Patrick Wintour 

NHS credits would empower poorest patients, says Milburn

· Former health secretary wants 'personal budgets' · Blair ally will feed radical ideas into policy group
  
  


The former health secretary Alan Milburn, a close ally of Tony Blair, yesterday proposed a new wave of health reforms based on giving patients NHS credits to choose some of their own healthcare.

He said the scheme would empower patients, cut costs and radically redistribute power in society.

He said the NHS credit or personal budget would eventually be offered to patients suffering long-term conditions. But he said "the initial focus should be on those with complex long-term care needs, including patients requiring palliative care in the most disadvantaged areas where health needs are greatest and where services tend to be poorest".

He said: "The idea would be to give such patients a choice between receiving a package of care from the NHS, as they do now, or instead having their own budget - an NHS credit - which they could control directly."

The patient could then buy his or her care from the NHS or a private provider.

Speaking to a conference in the US, he said: "The value of the NHS credit could be adjusted upwards for patients who are older or poorer. It would be solely funded by government out of general taxation and would not be subject to patient co-payment."

Mr Blair has set up six policy groups under cabinet control to look at the long-term challenges facing Britain, and Mr Milburn will feed his ideas into one of these groups.

A scheme has already been introduced in social care to allow disabled and older people to buy their own support rather than relying on the council.

Mr Milburn said: "Patients, particularly those with chronic conditions, want to make choices not just about where and when they are treated but about types of care. So as more information is made available to help patients make informed decisions, those choices should be extended to cover the forms of treatment patients get, not just the location of treatment."

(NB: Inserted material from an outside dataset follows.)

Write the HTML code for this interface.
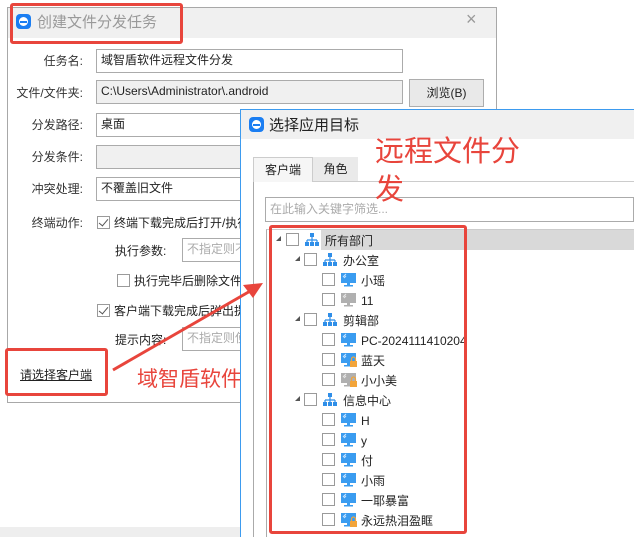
<!DOCTYPE html><html><head><meta charset="utf-8"><style>
*{margin:0;padding:0;box-sizing:border-box}
body{width:634px;height:537px;position:relative;overflow:hidden;background:#fff;font-family:"Liberation Sans","Noto Sans CJK SC",sans-serif;font-size:12px;color:#222}
.a{position:absolute}
.inp{position:absolute;border:1px solid #ababab;background:#fff;padding-left:4px;line-height:21px;font-size:12px;white-space:nowrap;overflow:hidden}
.lbl{position:absolute;width:76px;text-align:right;left:7px;font-size:12px;color:#333}
.cb{position:absolute;width:13px;height:13px;border:1px solid #9a9a9a;background:#fff}
.ck::after{content:"";position:absolute;left:3px;top:0px;width:4px;height:8px;border:solid #555;border-width:0 1.5px 1.5px 0;transform:rotate(40deg)}
.red{position:absolute;border:3px solid #e8453c;border-radius:3px}
.logo{position:absolute;width:15px;height:15px;border-radius:4px;background:#1b7ef2}
.logo::after{content:"";position:absolute;left:3px;top:3px;width:9px;height:9px;border-radius:50%;background:#fff}
.logo::before{content:"";position:absolute;left:4px;top:7px;width:7px;height:2px;background:#1b7ef2;z-index:2}
</style></head><body>
<div class="a" style="left:7px;top:7px;width:490px;height:396px;border:1px solid #a8a8a8;background:#fff"></div>
<div class="a" style="left:8px;top:8px;width:488px;height:30px;background:#f0f0f0"></div>
<div class="logo" style="left:16px;top:14px"></div>
<div class="a" style="left:37px;top:11px;font-size:15px;color:#999">创建文件分发任务</div>
<div class="a" style="left:466px;top:9px;font-size:18px;color:#999">×</div>
<div class="red" style="left:10px;top:3px;width:173px;height:41px"></div>

<div class="lbl" style="top:52px">任务名:</div>
<div class="inp" style="left:96px;top:49px;width:307px;height:24px">域智盾软件远程文件分发</div>
<div class="lbl" style="top:84px">文件/文件夹:</div>
<div class="inp" style="left:96px;top:80px;width:307px;height:24px;background:#f0f0f0">C:\Users\Administrator\.android</div>
<div class="a" style="left:409px;top:79px;width:75px;height:28px;border:1px solid #adadad;background:#e9e9e9;text-align:center;line-height:26px">浏览(B)</div>
<div class="lbl" style="top:116px">分发路径:</div>
<div class="inp" style="left:96px;top:113px;width:160px;height:24px">桌面</div>
<div class="lbl" style="top:148px">分发条件:</div>
<div class="inp" style="left:96px;top:145px;width:160px;height:24px;background:#f0f0f0"></div>
<div class="lbl" style="top:180px">冲突处理:</div>
<div class="inp" style="left:96px;top:177px;width:160px;height:24px">不覆盖旧文件</div>
<div class="lbl" style="top:214px">终端动作:</div>
<div class="cb ck" style="left:97px;top:216px"></div>
<div class="a" style="left:114px;top:214px">终端下载完成后打开/执行</div>
<div class="a" style="left:115px;top:242px">执行参数:</div>
<div class="inp" style="left:182px;top:238px;width:80px;height:24px;color:#aaa">不指定则不</div>
<div class="cb" style="left:117px;top:274px"></div>
<div class="a" style="left:134px;top:272px">执行完毕后删除文件</div>
<div class="cb ck" style="left:97px;top:304px"></div>
<div class="a" style="left:114px;top:302px">客户端下载完成后弹出提</div>
<div class="a" style="left:115px;top:331px">提示内容:</div>
<div class="inp" style="left:182px;top:327px;width:80px;height:24px;color:#aaa">不指定则使</div>
<div class="a" style="left:20px;top:366px;text-decoration:underline">请选择客户端</div>
<div class="red" style="left:5px;top:348px;width:103px;height:48px"></div>
<div class="a" style="left:137px;top:363px;font-size:21px;color:#e8453c">域智盾软件</div>
<div class="a" style="left:0;top:527px;width:240px;height:10px;background:#eee"></div>

<div class="a" style="left:240px;top:109px;width:394px;height:428px;background:#fff;border-left:1px solid #3d9bef;border-top:1px solid #3d9bef"></div>
<div class="a" style="left:241px;top:110px;width:393px;height:29px;background:#f0f0f0"></div>
<div class="logo" style="left:249px;top:117px"></div>
<div class="a" style="left:269px;top:114px;font-size:15px;color:#222">选择应用目标</div>
<div class="a" style="left:253px;top:181px;width:381px;height:356px;border-left:1px solid #aaa;border-top:1px solid #ccc"></div>
<div class="a" style="left:253px;top:157px;width:60px;height:25px;border:1px solid #ccc;border-bottom:none;background:#f6f6f6;text-align:center;line-height:24px">客户端</div>
<div class="a" style="left:313px;top:157px;width:45px;height:24px;background:#eaeaea;text-align:center;line-height:24px">角色</div>
<div class="inp" style="left:265px;top:197px;width:369px;height:25px;color:#aaa;line-height:23px">在此输入关键字筛选...</div>
<div class="a" style="left:266px;top:229px;width:368px;height:308px;border-left:1px solid #aaa;border-top:1px solid #ccc"></div>
<div class="a" style="left:321px;top:230px;width:313px;height:20px;background:#d9d9d9"></div>
<div class="a" style="left:375px;top:133px;font-size:29px;color:#e8453c;line-height:38px;width:180px">远程文件分<br>发</div>

<svg class="a" style="left:0;top:0" width="634" height="537">
<defs>
<g id="org"><rect x="5" y="0" width="4" height="4" fill="#2f8ee8"/><path d="M7 4v3M2 7h10M2 7v2M7 7v2M12 7v2" stroke="#2f8ee8" stroke-width="1.2" fill="none"/><rect x="0" y="9" width="4" height="4" fill="#2f8ee8"/><rect x="5" y="9" width="4" height="4" fill="#2f8ee8"/><rect x="10" y="9" width="4" height="4" fill="#2f8ee8"/></g>
<g id="pc"><rect x="0" y="0" width="15" height="10" fill="#3a9cf0"/><path d="M2 4l3-3M3 5l2-2" stroke="#cfe8ff" stroke-width="1"/><rect x="6" y="10" width="3" height="2" fill="#3a9cf0"/><rect x="3" y="12" width="9" height="1.5" fill="#3a9cf0"/></g>
<g id="pcg"><rect x="0" y="0" width="15" height="10" fill="#b0b0b0"/><path d="M2 4l3-3M3 5l2-2" stroke="#e8e8e8" stroke-width="1"/><rect x="6" y="10" width="3" height="2" fill="#b0b0b0"/><rect x="3" y="12" width="9" height="1.5" fill="#b0b0b0"/></g>
<g id="lock"><rect x="9" y="8" width="7" height="6" fill="#f2a43a"/><path d="M10.5 8v-2a2 2 0 0 1 4 0v2" stroke="#f2a43a" fill="none" stroke-width="1.2"/></g>
</defs>
<line x1="113" y1="370" x2="252" y2="290" stroke="#e8453c" stroke-width="3"/>
<polygon points="263,283 243,285 253,298" fill="#e8453c"/>
<g font-family="Liberation Sans,Noto Sans CJK SC,sans-serif" font-size="12" fill="#222">
<path d="M281 236v5h-5z" fill="#555"/><rect x="286.5" y="233.5" width="12" height="12" fill="#fff" stroke="#9a9a9a"/><use href="#org" x="305" y="233"/><text x="325" y="245">所有部门</text>
<path d="M300 256v5h-5z" fill="#555"/><rect x="304.5" y="253.5" width="12" height="12" fill="#fff" stroke="#9a9a9a"/><use href="#org" x="323" y="253"/><text x="343" y="265">办公室</text>
<rect x="322.5" y="273.5" width="12" height="12" fill="#fff" stroke="#9a9a9a"/><use href="#pc" x="341" y="273"/><text x="361" y="285">小瑶</text>
<rect x="322.5" y="293.5" width="12" height="12" fill="#fff" stroke="#9a9a9a"/><use href="#pcg" x="341" y="293"/><text x="361" y="305">11</text>
<path d="M300 316v5h-5z" fill="#555"/><rect x="304.5" y="313.5" width="12" height="12" fill="#fff" stroke="#9a9a9a"/><use href="#org" x="323" y="313"/><text x="343" y="325">剪辑部</text>
<rect x="322.5" y="333.5" width="12" height="12" fill="#fff" stroke="#9a9a9a"/><use href="#pc" x="341" y="333"/><text x="361" y="345">PC-20241114102047</text>
<rect x="322.5" y="353.5" width="12" height="12" fill="#fff" stroke="#9a9a9a"/><use href="#pc" x="341" y="353"/><use href="#lock" x="341" y="353"/><text x="361" y="365">蓝天</text>
<rect x="322.5" y="373.5" width="12" height="12" fill="#fff" stroke="#9a9a9a"/><use href="#pcg" x="341" y="373"/><use href="#lock" x="341" y="373"/><text x="361" y="385">小小美</text>
<path d="M300 396v5h-5z" fill="#555"/><rect x="304.5" y="393.5" width="12" height="12" fill="#fff" stroke="#9a9a9a"/><use href="#org" x="323" y="393"/><text x="343" y="405">信息中心</text>
<rect x="322.5" y="413.5" width="12" height="12" fill="#fff" stroke="#9a9a9a"/><use href="#pc" x="341" y="413"/><text x="361" y="425">H</text>
<rect x="322.5" y="433.5" width="12" height="12" fill="#fff" stroke="#9a9a9a"/><use href="#pc" x="341" y="433"/><text x="361" y="445">y</text>
<rect x="322.5" y="453.5" width="12" height="12" fill="#fff" stroke="#9a9a9a"/><use href="#pc" x="341" y="453"/><text x="361" y="465">付</text>
<rect x="322.5" y="473.5" width="12" height="12" fill="#fff" stroke="#9a9a9a"/><use href="#pc" x="341" y="473"/><text x="361" y="485">小雨</text>
<rect x="322.5" y="493.5" width="12" height="12" fill="#fff" stroke="#9a9a9a"/><use href="#pc" x="341" y="493"/><text x="361" y="505">一耶暴富</text>
<rect x="322.5" y="513.5" width="12" height="12" fill="#fff" stroke="#9a9a9a"/><use href="#pc" x="341" y="513"/><use href="#lock" x="341" y="513"/><text x="361" y="525">永远热泪盈眶</text>
</g>
</svg>
<div class="a" style="left:467px;top:251px;width:167px;height:286px;background:#fff"></div>
<div class="red" style="left:269px;top:225px;width:198px;height:309px"></div>
</body></html>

He claimed the proposal would drive down costs since the price of "each form of care the patient chose with their NHS credit would be transparent, patients would have strong incentives to opt for lower-cost prevention rather than higher-cost treatment".

He also proposed communities could be given more say over the NHS by opening up primary care trusts to direct elections alongside local councils.

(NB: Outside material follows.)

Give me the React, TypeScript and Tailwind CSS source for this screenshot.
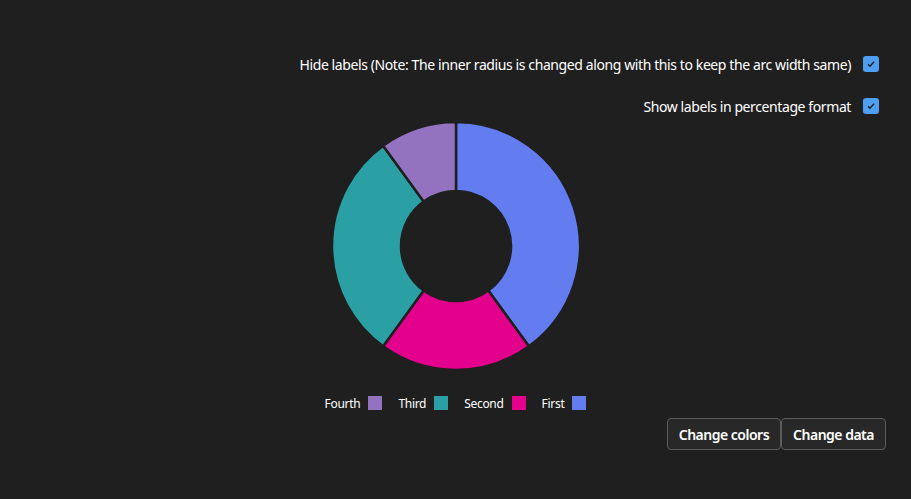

"Such a reform would be genuinely devolutionary. It would get local services focussed more sharply on the needs of communities.

"It would fundamentally change the accountability of the NHS from one that is top-down to one that is bottom-up.

"And it would make this great public service open, for the first time, to the voices of the public."

Mr Milburn also urged that the expert patients programme, under which people are taught to understand and manage their long-term conditions, should be "more ambitious".

The government aims to cover 100,000 patients through the scheme by 2012. Mr Milburn said ministers should aim for "at least one million".

The Darlington MP, who managed Labour's 2005 general election campaign, was speaking to the Care Continuum Congress in Washington.